Mr Yousif was put on notice of deportation but given temporary leave to remain. He stayed with an Iraqi family for almost three-and-a-half years in Dover. At the end of last month he was told to report to a detention centre. He was held there for two weeks, then put on the flight to Baghdad.
"When I got to England, I thought I was safe at last. I thought I would be able to take my family over there and we could start a life away from all the trouble and the violence.
"All the British people I had met in Baghdad said it was a good place, and a fair place, and I believed them."
He shakes his head. "Now I do not know what will happen to me. I have lost everything, I feel there is just darkness ahead of me."

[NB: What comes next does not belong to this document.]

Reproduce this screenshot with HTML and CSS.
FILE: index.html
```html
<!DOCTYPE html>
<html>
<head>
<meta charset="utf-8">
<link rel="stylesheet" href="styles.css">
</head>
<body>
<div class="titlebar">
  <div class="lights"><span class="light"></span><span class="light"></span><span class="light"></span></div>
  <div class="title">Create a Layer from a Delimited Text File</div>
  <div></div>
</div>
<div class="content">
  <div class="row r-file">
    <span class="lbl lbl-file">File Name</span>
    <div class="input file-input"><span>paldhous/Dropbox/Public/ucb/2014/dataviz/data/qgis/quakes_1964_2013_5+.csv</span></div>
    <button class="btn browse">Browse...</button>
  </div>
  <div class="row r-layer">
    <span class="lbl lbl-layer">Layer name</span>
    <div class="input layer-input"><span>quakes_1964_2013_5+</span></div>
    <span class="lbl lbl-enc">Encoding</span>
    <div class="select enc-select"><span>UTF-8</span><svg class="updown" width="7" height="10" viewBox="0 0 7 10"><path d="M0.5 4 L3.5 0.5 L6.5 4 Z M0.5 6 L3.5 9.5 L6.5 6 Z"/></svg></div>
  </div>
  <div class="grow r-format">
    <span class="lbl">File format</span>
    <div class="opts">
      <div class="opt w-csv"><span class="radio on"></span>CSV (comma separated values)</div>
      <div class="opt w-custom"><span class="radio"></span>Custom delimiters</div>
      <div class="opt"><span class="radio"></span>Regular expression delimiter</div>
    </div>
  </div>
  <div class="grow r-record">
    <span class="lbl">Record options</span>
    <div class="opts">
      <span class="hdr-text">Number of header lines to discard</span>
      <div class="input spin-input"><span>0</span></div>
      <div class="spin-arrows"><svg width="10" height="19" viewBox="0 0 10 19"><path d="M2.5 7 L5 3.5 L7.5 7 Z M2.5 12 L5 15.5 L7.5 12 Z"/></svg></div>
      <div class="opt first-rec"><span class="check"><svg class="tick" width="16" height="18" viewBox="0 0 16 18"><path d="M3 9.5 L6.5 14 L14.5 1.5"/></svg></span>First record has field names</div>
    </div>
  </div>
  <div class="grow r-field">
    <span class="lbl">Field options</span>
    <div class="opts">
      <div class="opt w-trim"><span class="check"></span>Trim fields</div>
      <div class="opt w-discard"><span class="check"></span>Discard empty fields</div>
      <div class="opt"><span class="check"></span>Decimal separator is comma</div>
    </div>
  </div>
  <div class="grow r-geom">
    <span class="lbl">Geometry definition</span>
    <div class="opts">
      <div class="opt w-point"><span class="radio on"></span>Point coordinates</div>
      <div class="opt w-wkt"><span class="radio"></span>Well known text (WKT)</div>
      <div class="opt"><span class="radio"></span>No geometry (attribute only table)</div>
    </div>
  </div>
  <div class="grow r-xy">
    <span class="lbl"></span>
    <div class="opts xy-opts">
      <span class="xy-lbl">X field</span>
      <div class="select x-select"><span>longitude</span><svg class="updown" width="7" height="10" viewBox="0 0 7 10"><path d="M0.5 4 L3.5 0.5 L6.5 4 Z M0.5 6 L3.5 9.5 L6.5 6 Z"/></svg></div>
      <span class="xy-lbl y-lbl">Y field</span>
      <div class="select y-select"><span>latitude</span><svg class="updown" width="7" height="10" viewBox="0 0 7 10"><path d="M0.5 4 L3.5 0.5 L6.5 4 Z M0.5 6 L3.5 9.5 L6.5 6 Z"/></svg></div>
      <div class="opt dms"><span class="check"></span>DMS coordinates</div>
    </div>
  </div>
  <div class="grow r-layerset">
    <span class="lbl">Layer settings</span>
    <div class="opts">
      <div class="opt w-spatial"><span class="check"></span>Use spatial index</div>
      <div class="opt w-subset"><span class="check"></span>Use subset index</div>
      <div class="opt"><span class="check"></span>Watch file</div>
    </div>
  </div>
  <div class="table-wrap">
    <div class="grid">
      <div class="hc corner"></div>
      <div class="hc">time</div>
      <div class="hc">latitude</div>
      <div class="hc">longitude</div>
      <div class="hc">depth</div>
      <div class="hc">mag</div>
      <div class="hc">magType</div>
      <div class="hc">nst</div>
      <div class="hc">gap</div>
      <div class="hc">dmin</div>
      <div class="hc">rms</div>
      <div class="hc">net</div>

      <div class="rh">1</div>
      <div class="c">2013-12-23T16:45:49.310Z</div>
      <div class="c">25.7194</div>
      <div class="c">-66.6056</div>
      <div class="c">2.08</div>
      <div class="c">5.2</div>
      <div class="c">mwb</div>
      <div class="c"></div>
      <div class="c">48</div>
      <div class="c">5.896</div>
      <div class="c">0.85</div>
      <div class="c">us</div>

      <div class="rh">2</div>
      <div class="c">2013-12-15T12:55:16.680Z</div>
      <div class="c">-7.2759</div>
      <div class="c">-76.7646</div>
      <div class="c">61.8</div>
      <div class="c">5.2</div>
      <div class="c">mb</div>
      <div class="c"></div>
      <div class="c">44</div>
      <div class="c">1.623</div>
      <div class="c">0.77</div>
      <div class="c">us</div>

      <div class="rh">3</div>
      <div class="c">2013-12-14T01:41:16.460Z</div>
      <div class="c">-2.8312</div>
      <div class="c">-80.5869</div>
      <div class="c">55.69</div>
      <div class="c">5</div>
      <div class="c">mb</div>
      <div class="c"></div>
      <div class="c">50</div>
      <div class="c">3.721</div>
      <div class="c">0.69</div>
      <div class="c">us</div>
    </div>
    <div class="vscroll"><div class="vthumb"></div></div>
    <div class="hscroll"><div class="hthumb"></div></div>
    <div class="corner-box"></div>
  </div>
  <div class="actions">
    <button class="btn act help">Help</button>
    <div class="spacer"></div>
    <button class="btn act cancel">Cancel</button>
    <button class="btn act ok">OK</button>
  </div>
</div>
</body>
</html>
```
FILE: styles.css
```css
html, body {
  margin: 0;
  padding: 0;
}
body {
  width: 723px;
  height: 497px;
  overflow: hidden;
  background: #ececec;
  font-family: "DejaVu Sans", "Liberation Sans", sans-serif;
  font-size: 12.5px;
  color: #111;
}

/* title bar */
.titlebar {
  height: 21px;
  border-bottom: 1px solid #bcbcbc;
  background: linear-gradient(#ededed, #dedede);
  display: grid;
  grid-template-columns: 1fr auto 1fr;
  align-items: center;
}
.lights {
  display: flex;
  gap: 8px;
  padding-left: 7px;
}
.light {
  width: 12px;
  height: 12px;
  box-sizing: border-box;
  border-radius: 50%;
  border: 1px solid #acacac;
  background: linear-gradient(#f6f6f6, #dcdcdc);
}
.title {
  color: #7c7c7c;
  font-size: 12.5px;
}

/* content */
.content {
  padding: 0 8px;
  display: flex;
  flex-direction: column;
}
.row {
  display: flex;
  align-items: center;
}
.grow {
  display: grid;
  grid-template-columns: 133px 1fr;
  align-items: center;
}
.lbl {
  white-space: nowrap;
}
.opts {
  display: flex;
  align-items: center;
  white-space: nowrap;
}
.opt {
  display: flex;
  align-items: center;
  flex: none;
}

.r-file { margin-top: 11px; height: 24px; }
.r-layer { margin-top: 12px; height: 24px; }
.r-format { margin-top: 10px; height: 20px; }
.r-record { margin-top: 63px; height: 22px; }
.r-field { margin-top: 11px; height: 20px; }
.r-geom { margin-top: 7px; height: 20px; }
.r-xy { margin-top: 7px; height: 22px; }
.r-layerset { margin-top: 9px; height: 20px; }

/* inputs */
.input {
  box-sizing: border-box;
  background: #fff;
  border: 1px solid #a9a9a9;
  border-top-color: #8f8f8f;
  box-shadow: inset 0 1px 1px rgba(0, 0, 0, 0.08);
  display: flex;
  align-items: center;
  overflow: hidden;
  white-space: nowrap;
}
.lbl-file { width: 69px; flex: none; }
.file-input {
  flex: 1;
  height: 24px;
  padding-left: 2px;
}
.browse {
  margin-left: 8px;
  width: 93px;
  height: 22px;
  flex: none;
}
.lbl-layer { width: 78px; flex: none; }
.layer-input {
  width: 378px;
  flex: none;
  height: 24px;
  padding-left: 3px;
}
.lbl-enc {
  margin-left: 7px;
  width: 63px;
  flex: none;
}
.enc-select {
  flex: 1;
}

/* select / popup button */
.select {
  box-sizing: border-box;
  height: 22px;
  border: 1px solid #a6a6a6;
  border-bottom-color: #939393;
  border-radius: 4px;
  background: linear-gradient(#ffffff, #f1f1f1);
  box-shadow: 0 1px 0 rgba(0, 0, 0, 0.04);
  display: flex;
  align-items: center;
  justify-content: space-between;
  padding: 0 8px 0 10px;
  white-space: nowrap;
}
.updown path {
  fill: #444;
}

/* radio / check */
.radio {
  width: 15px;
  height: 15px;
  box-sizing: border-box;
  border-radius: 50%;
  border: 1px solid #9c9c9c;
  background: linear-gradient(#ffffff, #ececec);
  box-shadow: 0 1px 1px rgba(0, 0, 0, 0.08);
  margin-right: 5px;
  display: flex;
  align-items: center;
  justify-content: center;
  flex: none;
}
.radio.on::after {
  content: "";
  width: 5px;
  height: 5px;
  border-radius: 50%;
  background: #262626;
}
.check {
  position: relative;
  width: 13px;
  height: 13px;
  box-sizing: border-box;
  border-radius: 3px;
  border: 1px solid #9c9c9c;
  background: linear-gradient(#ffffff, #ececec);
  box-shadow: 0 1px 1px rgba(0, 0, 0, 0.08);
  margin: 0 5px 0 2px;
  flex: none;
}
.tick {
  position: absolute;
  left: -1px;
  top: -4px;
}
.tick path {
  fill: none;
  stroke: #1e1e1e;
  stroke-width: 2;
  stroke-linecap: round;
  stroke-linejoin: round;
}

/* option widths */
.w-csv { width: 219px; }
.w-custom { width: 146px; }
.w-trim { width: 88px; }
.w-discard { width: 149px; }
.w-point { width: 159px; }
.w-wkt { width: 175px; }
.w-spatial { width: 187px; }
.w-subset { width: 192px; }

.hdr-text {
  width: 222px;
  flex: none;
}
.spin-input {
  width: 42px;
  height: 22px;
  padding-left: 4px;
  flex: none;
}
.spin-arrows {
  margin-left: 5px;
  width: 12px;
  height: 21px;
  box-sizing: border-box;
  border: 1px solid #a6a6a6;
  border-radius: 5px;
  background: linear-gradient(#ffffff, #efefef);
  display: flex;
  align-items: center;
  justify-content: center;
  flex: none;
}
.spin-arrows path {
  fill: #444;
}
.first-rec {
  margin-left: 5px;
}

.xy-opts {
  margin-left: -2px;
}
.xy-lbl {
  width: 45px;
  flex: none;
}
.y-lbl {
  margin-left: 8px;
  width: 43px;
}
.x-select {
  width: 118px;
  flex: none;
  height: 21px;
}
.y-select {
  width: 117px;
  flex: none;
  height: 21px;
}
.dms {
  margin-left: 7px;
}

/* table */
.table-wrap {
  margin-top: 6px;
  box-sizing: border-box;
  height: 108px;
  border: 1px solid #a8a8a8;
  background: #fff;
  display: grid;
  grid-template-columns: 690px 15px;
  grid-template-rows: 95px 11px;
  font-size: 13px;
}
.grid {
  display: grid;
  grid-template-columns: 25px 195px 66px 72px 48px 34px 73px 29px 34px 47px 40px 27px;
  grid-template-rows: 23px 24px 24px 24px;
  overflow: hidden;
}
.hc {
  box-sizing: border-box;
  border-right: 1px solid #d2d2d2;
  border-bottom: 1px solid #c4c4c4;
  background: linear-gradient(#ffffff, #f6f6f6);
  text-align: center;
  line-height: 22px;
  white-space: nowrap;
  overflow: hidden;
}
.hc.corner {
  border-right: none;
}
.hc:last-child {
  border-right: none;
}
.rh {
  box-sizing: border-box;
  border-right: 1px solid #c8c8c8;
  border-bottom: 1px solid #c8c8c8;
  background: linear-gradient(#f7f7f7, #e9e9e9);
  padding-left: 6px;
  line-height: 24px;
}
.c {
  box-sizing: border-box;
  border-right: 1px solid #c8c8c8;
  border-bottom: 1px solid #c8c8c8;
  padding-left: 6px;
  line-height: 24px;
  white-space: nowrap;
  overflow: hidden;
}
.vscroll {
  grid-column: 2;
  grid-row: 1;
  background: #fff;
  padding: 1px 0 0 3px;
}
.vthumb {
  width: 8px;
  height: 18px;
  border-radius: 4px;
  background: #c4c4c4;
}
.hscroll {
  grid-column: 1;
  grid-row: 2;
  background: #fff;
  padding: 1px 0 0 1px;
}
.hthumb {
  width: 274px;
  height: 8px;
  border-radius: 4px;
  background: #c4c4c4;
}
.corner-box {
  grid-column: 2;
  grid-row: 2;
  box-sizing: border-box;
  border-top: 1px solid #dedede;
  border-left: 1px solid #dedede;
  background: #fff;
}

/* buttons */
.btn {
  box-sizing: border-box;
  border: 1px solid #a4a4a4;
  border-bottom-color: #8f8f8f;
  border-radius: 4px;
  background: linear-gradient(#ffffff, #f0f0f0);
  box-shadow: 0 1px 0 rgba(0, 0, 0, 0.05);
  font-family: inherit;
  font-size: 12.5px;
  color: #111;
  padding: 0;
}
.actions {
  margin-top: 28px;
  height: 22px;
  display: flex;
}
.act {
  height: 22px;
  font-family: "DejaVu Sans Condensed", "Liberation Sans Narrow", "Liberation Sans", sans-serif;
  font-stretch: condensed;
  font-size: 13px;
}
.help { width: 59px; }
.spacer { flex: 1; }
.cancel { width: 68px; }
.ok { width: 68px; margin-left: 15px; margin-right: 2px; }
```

The asylum-seeker's name was changed.
Week of violence: Attacks wreak havoc in Iraq
At least seven people are killed after gold merchants are robbed in Shula district, Baghdad. The gunmen use grenades to make their escape. Three bombs explode in Karbala, one of the holiest cities for Shia Muslims, killing at least three.
An attack in Buhriz, north of Baghdad, kills the town's mayor and injures his two sons.
A suicide bomber kills eight in Buhriz, according to police, in an attack which they say is targeted at the leader of a Sunni paramilitary group backed by the US.
An Iraqi soldier is killed by a roadside bomb in an attack in Baghdad's Adhamiya district. Two soldiers and a civilian are also wounded.
A man opens fire in a mosque in Tal Afar, northern Iraq, before blowing himself up: at least 15 die. An Iraqi soldier is killed by a suicide car bomber at a checkpoint west of Mosul.
A bridge near Ramadi on a road used by US forces is destroyed by a suicide bomber who blows up a truck loaded with dynamite. A roadside bomb outside Fallujah kills four Iraqi soldiers.